16. A method for characterizing a Virtual Walled Area (VWA) defining a number N paths, for operation of a robotic device, the method comprising:

automatically collecting a set of first data points corresponding to points along the first boundary using a position and a heading of the robotic device and at least one distance measuring sensor carried by the robotic device;

manually turning the robotic device to a second heading;

automatically fitting a line to the first set of points;

manually selecting the virtual wall function;

manually driving the robotic device along the second heading;

automatically collecting a set of second data points corresponding to points along the second path, wherein the data points may be determined using a calculated offset distance from the centerline of the machine and a position and heading of the robotic device;

manually turning the robotic device at a second heading end.

automatically fitting a second line to the set of second data points;

manually turning the machine to a third heading.

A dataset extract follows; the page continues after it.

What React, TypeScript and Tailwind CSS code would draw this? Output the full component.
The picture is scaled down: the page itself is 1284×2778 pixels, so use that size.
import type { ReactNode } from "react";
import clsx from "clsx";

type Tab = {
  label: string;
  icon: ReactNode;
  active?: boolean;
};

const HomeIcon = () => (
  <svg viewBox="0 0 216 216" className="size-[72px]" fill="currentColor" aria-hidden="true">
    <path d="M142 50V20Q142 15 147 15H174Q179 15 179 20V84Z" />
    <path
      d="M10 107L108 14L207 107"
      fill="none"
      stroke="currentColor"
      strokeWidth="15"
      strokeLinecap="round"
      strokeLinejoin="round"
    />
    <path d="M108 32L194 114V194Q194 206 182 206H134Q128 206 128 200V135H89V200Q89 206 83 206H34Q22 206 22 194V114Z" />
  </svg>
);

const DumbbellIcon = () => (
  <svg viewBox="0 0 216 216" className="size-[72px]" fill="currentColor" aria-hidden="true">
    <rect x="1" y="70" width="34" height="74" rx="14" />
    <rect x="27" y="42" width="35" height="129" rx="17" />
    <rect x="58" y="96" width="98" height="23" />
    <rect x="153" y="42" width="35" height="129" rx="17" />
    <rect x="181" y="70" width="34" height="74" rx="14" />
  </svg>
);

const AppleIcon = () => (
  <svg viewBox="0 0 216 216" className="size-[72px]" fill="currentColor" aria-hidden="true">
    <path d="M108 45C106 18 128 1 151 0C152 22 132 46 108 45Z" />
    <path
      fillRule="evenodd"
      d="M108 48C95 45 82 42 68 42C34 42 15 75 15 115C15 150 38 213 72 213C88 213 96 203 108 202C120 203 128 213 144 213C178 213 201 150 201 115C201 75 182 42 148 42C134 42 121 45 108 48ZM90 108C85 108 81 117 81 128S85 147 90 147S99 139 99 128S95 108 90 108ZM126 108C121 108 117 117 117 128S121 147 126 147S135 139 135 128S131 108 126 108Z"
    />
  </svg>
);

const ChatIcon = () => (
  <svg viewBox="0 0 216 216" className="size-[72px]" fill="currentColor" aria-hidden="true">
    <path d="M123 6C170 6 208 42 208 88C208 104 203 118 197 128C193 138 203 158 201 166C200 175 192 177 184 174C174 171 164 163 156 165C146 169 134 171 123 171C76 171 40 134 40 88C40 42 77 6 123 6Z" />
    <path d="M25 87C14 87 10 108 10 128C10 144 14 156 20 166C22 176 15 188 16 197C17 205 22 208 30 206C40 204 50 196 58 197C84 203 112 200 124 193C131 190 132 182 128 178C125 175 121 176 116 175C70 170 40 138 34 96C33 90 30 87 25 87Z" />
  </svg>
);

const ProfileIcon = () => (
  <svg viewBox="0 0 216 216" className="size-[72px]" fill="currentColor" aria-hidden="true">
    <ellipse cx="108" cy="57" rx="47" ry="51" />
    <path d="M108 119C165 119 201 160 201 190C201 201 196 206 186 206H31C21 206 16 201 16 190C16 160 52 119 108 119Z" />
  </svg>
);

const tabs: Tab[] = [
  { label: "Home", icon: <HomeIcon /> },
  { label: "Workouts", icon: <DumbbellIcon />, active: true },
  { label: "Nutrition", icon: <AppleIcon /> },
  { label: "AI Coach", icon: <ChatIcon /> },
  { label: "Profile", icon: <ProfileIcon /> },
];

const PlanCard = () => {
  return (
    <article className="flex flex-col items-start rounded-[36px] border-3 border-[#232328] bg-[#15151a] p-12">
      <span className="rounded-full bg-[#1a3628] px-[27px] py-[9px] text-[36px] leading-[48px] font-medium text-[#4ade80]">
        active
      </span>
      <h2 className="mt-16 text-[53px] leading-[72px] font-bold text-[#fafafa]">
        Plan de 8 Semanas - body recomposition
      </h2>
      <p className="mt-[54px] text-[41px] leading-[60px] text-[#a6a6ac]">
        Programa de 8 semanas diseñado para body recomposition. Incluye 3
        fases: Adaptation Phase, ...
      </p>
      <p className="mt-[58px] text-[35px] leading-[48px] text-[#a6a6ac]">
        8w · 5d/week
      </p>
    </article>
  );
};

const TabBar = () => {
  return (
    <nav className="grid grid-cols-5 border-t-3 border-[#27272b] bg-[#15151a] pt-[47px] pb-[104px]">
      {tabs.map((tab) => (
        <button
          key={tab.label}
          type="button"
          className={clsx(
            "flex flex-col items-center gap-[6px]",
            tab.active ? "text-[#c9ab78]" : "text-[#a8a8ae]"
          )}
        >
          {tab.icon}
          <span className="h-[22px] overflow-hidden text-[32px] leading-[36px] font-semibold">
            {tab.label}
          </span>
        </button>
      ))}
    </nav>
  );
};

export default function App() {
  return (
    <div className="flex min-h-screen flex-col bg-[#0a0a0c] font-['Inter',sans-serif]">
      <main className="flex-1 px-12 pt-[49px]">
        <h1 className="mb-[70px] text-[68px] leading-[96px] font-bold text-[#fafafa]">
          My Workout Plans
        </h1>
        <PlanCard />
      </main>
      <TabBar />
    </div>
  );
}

manually selecting the virtual wall function;

automatically collecting a set of third data points corresponding to points along the third heading, using the position and the heading of the robotic device and a calculated offset distance from the side of the machine carried by the robotic device;

manually turning the robotic device at a third heading end;

automatically fitting a third line to the set of third data points;

automatically setting a second corner position to the intersection of the second line and the third line;

manually selecting the virtual wall function;

manually driving the robotic device along the third heading;

completing manually driving remaining headings of the VWA, collecting data points, fitting lines, assigning virtual walls if desired, and setting corners; and

saving the characterization of the VWA for later autonomous operation of the robotic device.